Вера Николаевна Пашенная любила повторять: «Я заплатила рубль двадцать и хочу все слышать на втором ярусе». Если ты артист, то тебя должно быть «видно, слышно и понятно» — это древняя, как сам театр, аксиома. Артист должен обладать и индивидуальностью, и непременным для нашего театра ярко выраженным амплуа. Вообще артист очень много «должен», но и ему «должны».

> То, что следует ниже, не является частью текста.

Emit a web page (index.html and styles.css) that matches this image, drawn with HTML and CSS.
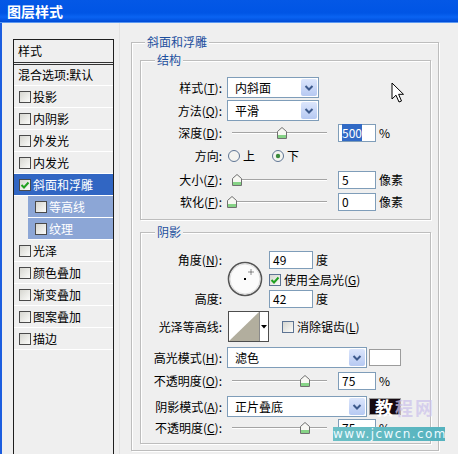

Когда артист из инкубаторских условий училища, где его пестуют, холят и лелеют, попадает в театр, где совсем иные психологические нагрузки, не долго и «сломаться». Я не хочу говорить, что есть легкие профессии, но судите сами, если вы вызвали слесаря, он завернул вам кран, а через три дня кран опять начал течь, вы вновь его вызовете. Слесарь спокойно придет и еще раз устранит «перекос в резьбе». Для артиста же «перекос в резьбе» может закончиться трагедией. К тому же в театре он попадает «под обстрел» сотен глаз. И в зале. И, что много страшнее, за кулисами. И здесь человеческие качества новичка оказываются не менее важными, чем профессиональные. Психологическая ломка происходит огромная — будь ты хоть семи пядей во лбу в училище, в театре все надо доказывать заново. Театр — дело жестокое. Тут выживают сильнейшие. Важно сохранить чувство собственного достоинства, но не зазнаться, ужиться, прижиться… Конечно, я, как и другие педагоги, всегда стараюсь поддержать новичка, сам прошел через это и помню — были в театре люди, встреч с которыми я всячески избегал, потому что всегда слышал от них только замечания. Потом понял, что это акт самой большой доброжелательности — гениальные артисты уделяли мне свое внимание и время, значит, я чем-то их заинтересовал. Счастье, что я понял это вовремя. Некоторые же, как только выходят на сцену, начинают ощущать себя уже законченными артистами. Вот тут-то уместно вспомнить слова Константина Сергеевича Станиславского: «Он думает, что он законченный актер, а он конченый актер».
Я понимаю стремление к самостоятельности. Ученики уходят из-под опеки, и порой очень резко, но когда им трудно — возвращаются. И я помогаю… Но предательство прощать трудно. И азарт уходит… Мы же знаем их с семнадцати лет и желаем только добра.